(begin)
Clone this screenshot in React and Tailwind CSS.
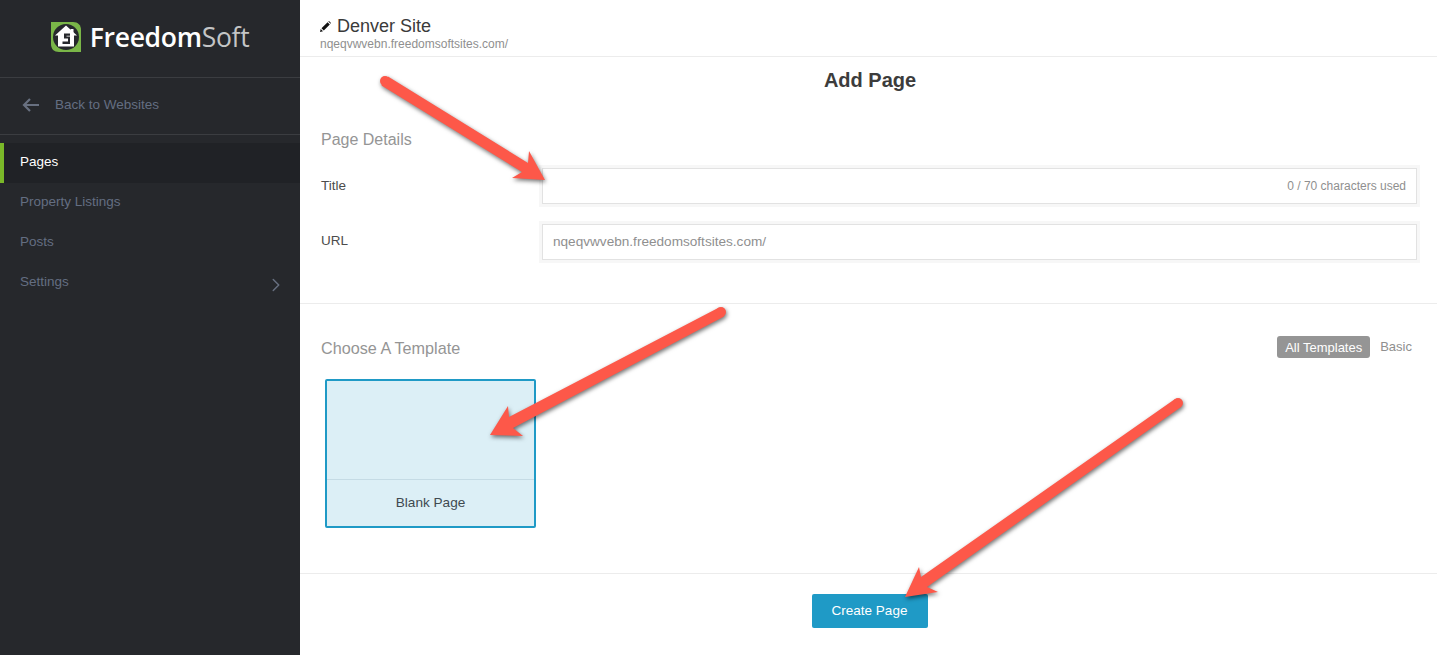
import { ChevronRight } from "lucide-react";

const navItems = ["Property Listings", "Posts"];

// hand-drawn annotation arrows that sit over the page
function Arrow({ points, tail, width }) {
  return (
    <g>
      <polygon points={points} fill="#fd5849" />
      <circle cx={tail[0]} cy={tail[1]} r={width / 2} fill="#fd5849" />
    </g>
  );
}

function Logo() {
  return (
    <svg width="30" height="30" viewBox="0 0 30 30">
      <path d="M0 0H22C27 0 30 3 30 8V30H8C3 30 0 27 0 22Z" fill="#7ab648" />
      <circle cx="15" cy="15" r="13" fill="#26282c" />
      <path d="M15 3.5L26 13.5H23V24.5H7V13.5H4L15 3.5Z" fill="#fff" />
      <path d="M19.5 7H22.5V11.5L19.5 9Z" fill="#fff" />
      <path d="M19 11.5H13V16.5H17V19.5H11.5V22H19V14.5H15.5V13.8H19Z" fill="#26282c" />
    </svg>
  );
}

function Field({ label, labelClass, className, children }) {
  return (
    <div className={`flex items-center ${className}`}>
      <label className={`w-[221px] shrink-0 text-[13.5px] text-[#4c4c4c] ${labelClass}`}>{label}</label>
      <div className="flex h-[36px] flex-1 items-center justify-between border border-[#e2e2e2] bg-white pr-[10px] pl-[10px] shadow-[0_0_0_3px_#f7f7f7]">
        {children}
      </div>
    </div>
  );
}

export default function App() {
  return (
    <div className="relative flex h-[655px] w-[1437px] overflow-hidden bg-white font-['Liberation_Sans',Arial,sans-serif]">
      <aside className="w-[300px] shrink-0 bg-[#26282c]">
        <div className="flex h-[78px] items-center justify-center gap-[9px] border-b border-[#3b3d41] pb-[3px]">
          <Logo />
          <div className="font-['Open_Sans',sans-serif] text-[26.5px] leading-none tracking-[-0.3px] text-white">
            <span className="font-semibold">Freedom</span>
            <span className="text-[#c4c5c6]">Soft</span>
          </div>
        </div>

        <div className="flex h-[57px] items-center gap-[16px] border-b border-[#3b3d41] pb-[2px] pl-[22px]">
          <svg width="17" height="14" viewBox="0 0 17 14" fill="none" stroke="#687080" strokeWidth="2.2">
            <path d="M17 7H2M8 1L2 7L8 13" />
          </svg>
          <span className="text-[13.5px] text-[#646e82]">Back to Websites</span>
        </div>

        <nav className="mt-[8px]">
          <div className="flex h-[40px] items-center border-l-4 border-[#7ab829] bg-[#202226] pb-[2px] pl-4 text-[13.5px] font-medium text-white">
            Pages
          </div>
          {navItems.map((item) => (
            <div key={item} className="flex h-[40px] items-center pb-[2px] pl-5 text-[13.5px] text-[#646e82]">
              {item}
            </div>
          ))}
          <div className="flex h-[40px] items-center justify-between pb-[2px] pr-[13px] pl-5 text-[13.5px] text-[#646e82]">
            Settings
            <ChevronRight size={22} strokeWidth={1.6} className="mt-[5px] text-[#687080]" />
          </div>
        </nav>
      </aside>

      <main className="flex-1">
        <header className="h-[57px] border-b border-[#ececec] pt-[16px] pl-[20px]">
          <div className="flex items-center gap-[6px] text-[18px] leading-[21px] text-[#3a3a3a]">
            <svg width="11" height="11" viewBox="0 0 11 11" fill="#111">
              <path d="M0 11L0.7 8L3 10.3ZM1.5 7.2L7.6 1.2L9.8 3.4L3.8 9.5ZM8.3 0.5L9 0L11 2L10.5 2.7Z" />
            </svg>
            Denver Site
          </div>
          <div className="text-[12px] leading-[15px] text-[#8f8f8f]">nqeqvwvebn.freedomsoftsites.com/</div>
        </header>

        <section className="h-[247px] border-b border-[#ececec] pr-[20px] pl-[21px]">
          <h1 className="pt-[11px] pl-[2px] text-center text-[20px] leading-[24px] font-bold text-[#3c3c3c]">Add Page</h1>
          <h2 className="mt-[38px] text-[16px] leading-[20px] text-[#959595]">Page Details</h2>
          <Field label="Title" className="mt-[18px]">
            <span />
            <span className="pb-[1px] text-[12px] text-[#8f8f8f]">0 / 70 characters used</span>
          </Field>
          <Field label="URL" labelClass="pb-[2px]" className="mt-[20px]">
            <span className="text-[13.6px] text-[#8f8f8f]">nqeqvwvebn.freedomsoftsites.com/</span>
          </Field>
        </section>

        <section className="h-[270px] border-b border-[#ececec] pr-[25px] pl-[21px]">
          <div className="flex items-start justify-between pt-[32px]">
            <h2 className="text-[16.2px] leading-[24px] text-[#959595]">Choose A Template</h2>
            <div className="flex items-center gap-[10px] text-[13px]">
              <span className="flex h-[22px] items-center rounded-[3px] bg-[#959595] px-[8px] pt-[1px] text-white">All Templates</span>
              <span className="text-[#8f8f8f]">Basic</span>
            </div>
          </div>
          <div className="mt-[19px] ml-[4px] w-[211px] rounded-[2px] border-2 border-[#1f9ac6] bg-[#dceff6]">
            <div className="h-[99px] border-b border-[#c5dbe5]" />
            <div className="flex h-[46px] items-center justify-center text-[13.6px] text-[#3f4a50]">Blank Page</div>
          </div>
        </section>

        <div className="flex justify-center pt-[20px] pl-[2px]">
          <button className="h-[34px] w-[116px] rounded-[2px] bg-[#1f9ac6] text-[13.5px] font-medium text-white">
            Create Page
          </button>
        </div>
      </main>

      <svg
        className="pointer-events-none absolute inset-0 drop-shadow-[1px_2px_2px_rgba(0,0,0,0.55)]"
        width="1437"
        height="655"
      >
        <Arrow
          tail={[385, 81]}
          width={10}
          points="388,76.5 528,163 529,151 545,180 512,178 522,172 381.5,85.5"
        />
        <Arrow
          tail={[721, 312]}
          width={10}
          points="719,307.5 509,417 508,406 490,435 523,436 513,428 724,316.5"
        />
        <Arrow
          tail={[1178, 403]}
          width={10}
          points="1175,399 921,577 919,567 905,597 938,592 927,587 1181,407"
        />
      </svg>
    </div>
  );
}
(end)
Goal of the exercise: Leave out the pictures and retype every line above exactly.

Result of this task:
Clone this screenshot in React and Tailwind CSS.
import { ChevronRight } from "lucide-react";

const navItems = ["Property Listings", "Posts"];

// hand-drawn annotation arrows that sit over the page
function Arrow({ points, tail, width }) {
  return (
    <g>
      <polygon points={points} fill="#fd5849" />
      <circle cx={tail[0]} cy={tail[1]} r={width / 2} fill="#fd5849" />
    </g>
  );
}

function Logo() {
  return (
    <svg width="30" height="30" viewBox="0 0 30 30">
      <path d="M0 0H22C27 0 30 3 30 8V30H8C3 30 0 27 0 22Z" fill="#7ab648" />
      <circle cx="15" cy="15" r="13" fill="#26282c" />
      <path d="M15 3.5L26 13.5H23V24.5H7V13.5H4L15 3.5Z" fill="#fff" />
      <path d="M19.5 7H22.5V11.5L19.5 9Z" fill="#fff" />
      <path d="M19 11.5H13V16.5H17V19.5H11.5V22H19V14.5H15.5V13.8H19Z" fill="#26282c" />
    </svg>
  );
}

function Field({ label, labelClass, className, children }) {
  return (
    <div className={`flex items-center ${className}`}>
      <label className={`w-[221px] shrink-0 text-[13.5px] text-[#4c4c4c] ${labelClass}`}>{label}</label>
      <div className="flex h-[36px] flex-1 items-center justify-between border border-[#e2e2e2] bg-white pr-[10px] pl-[10px] shadow-[0_0_0_3px_#f7f7f7]">
        {children}
      </div>
    </div>
  );
}

export default function App() {
  return (
    <div className="relative flex h-[655px] w-[1437px] overflow-hidden bg-white font-['Liberation_Sans',Arial,sans-serif]">
      <aside className="w-[300px] shrink-0 bg-[#26282c]">
        <div className="flex h-[78px] items-center justify-center gap-[9px] border-b border-[#3b3d41] pb-[3px]">
          <Logo />
          <div className="font-['Open_Sans',sans-serif] text-[26.5px] leading-none tracking-[-0.3px] text-white">
            <span className="font-semibold">Freedom</span>
            <span className="text-[#c4c5c6]">Soft</span>
          </div>
        </div>

        <div className="flex h-[57px] items-center gap-[16px] border-b border-[#3b3d41] pb-[2px] pl-[22px]">
          <svg width="17" height="14" viewBox="0 0 17 14" fill="none" stroke="#687080" strokeWidth="2.2">
            <path d="M17 7H2M8 1L2 7L8 13" />
          </svg>
          <span className="text-[13.5px] text-[#646e82]">Back to Websites</span>
        </div>

        <nav className="mt-[8px]">
          <div className="flex h-[40px] items-center border-l-4 border-[#7ab829] bg-[#202226] pb-[2px] pl-4 text-[13.5px] font-medium text-white">
            Pages
          </div>
          {navItems.map((item) => (
            <div key={item} className="flex h-[40px] items-center pb-[2px] pl-5 text-[13.5px] text-[#646e82]">
              {item}
            </div>
          ))}
          <div className="flex h-[40px] items-center justify-between pb-[2px] pr-[13px] pl-5 text-[13.5px] text-[#646e82]">
            Settings
            <ChevronRight size={22} strokeWidth={1.6} className="mt-[5px] text-[#687080]" />
          </div>
        </nav>
      </aside>

      <main className="flex-1">
        <header className="h-[57px] border-b border-[#ececec] pt-[16px] pl-[20px]">
          <div className="flex items-center gap-[6px] text-[18px] leading-[21px] text-[#3a3a3a]">
            <svg width="11" height="11" viewBox="0 0 11 11" fill="#111">
              <path d="M0 11L0.7 8L3 10.3ZM1.5 7.2L7.6 1.2L9.8 3.4L3.8 9.5ZM8.3 0.5L9 0L11 2L10.5 2.7Z" />
            </svg>
            Denver Site
          </div>
          <div className="text-[12px] leading-[15px] text-[#8f8f8f]">nqeqvwvebn.freedomsoftsites.com/</div>
        </header>

        <section className="h-[247px] border-b border-[#ececec] pr-[20px] pl-[21px]">
          <h1 className="pt-[11px] pl-[2px] text-center text-[20px] leading-[24px] font-bold text-[#3c3c3c]">Add Page</h1>
          <h2 className="mt-[38px] text-[16px] leading-[20px] text-[#959595]">Page Details</h2>
          <Field label="Title" className="mt-[18px]">
            <span />
            <span className="pb-[1px] text-[12px] text-[#8f8f8f]">0 / 70 characters used</span>
          </Field>
          <Field label="URL" labelClass="pb-[2px]" className="mt-[20px]">
            <span className="text-[13.6px] text-[#8f8f8f]">nqeqvwvebn.freedomsoftsites.com/</span>
          </Field>
        </section>

        <section className="h-[270px] border-b border-[#ececec] pr-[25px] pl-[21px]">
          <div className="flex items-start justify-between pt-[32px]">
            <h2 className="text-[16.2px] leading-[24px] text-[#959595]">Choose A Template</h2>
            <div className="flex items-center gap-[10px] text-[13px]">
              <span className="flex h-[22px] items-center rounded-[3px] bg-[#959595] px-[8px] pt-[1px] text-white">All Templates</span>
              <span className="text-[#8f8f8f]">Basic</span>
            </div>
          </div>
          <div className="mt-[19px] ml-[4px] w-[211px] rounded-[2px] border-2 border-[#1f9ac6] bg-[#dceff6]">
            <div className="h-[99px] border-b border-[#c5dbe5]" />
            <div className="flex h-[46px] items-center justify-center text-[13.6px] text-[#3f4a50]">Blank Page</div>
          </div>
        </section>

        <div className="flex justify-center pt-[20px] pl-[2px]">
          <button className="h-[34px] w-[116px] rounded-[2px] bg-[#1f9ac6] text-[13.5px] font-medium text-white">
            Create Page
          </button>
        </div>
      </main>

      <svg
        className="pointer-events-none absolute inset-0 drop-shadow-[1px_2px_2px_rgba(0,0,0,0.55)]"
        width="1437"
        height="655"
      >
        <Arrow
          tail={[385, 81]}
          width={10}
          points="388,76.5 528,163 529,151 545,180 512,178 522,172 381.5,85.5"
        />
        <Arrow
          tail={[721, 312]}
          width={10}
          points="719,307.5 509,417 508,406 490,435 523,436 513,428 724,316.5"
        />
        <Arrow
          tail={[1178, 403]}
          width={10}
          points="1175,399 921,577 919,567 905,597 938,592 927,587 1181,407"
        />
      </svg>
    </div>
  );
}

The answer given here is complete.